◆ **Set exercise**
Keep only the lines that hold the string "this", filtering out the rest of the entries below.

BEGIN Input records

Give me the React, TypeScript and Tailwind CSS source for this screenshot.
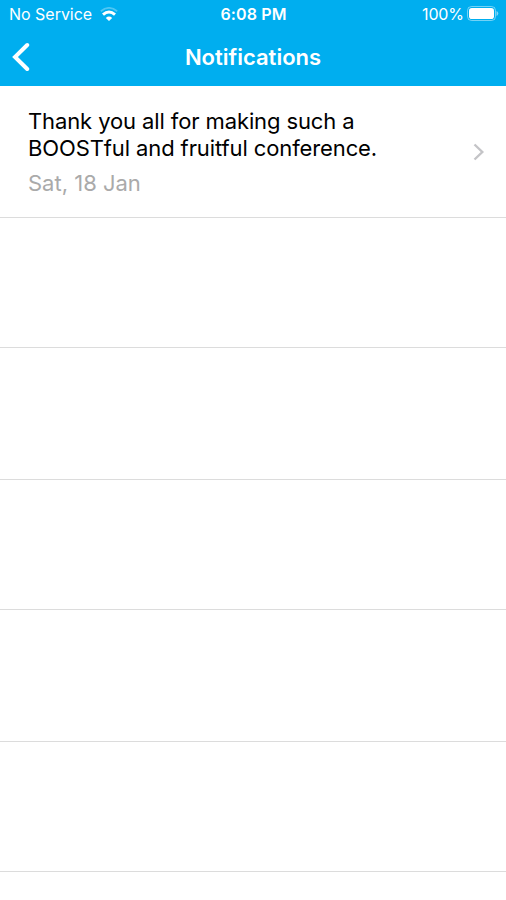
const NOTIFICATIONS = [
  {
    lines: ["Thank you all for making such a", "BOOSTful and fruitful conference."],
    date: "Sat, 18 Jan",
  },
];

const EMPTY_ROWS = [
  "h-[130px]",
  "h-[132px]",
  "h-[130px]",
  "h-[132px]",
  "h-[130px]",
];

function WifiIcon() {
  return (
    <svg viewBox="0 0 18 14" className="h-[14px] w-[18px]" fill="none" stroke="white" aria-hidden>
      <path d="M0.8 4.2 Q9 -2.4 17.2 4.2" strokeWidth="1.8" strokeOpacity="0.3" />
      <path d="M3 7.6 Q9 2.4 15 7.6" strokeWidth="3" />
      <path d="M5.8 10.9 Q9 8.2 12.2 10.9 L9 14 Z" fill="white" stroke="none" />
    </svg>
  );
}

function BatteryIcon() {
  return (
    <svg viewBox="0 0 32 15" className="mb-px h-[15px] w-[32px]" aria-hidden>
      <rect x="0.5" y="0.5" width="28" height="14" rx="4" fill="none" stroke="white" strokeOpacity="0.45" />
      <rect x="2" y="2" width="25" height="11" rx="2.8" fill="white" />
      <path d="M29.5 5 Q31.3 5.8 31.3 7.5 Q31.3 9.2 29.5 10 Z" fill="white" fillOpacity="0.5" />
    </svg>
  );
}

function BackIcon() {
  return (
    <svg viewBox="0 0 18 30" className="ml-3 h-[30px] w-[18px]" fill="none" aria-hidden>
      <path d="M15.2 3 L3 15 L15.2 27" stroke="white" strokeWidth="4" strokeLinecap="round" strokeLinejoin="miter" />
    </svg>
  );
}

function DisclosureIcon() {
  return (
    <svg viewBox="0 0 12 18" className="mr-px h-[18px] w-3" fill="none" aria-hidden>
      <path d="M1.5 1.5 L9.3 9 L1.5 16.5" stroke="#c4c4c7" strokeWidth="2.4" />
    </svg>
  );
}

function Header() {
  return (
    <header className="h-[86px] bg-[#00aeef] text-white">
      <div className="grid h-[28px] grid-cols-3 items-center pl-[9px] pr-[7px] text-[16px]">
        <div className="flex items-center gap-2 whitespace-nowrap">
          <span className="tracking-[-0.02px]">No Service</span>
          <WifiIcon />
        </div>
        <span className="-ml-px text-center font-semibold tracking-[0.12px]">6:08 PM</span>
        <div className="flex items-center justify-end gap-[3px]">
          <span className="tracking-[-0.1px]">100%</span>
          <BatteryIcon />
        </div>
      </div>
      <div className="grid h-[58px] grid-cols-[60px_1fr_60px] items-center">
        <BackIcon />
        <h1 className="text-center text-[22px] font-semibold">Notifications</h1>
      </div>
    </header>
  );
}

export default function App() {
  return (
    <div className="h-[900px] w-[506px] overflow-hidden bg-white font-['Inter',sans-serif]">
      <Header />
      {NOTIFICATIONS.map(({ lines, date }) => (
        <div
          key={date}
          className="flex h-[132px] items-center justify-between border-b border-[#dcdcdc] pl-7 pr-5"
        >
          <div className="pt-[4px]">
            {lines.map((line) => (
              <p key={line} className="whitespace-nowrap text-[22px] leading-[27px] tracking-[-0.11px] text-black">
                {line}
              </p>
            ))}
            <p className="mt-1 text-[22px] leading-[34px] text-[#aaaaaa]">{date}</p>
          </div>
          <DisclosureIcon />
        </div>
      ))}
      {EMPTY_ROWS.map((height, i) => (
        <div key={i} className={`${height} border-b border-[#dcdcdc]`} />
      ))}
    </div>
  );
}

END Input records
BEGIN Input records

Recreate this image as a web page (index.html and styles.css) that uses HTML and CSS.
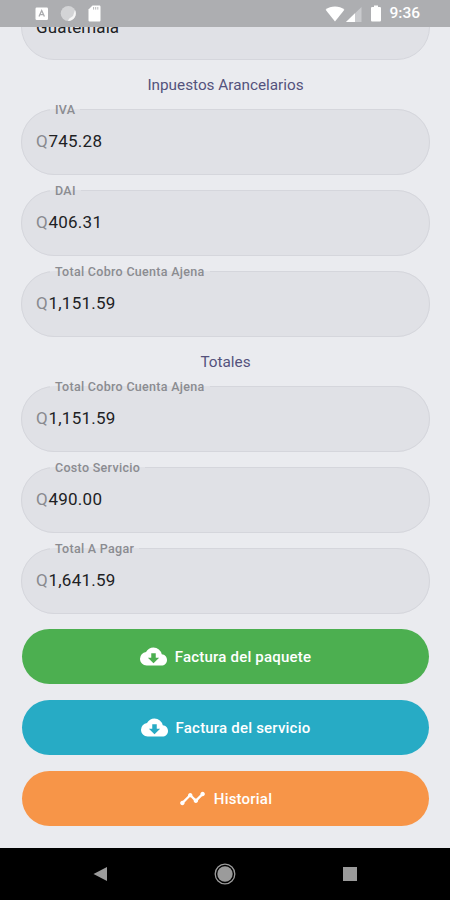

END Input records

◆ **Task answer**
Give me the React, TypeScript and Tailwind CSS source for this screenshot.
Recreate this image as a web page (index.html and styles.css) that uses HTML and CSS.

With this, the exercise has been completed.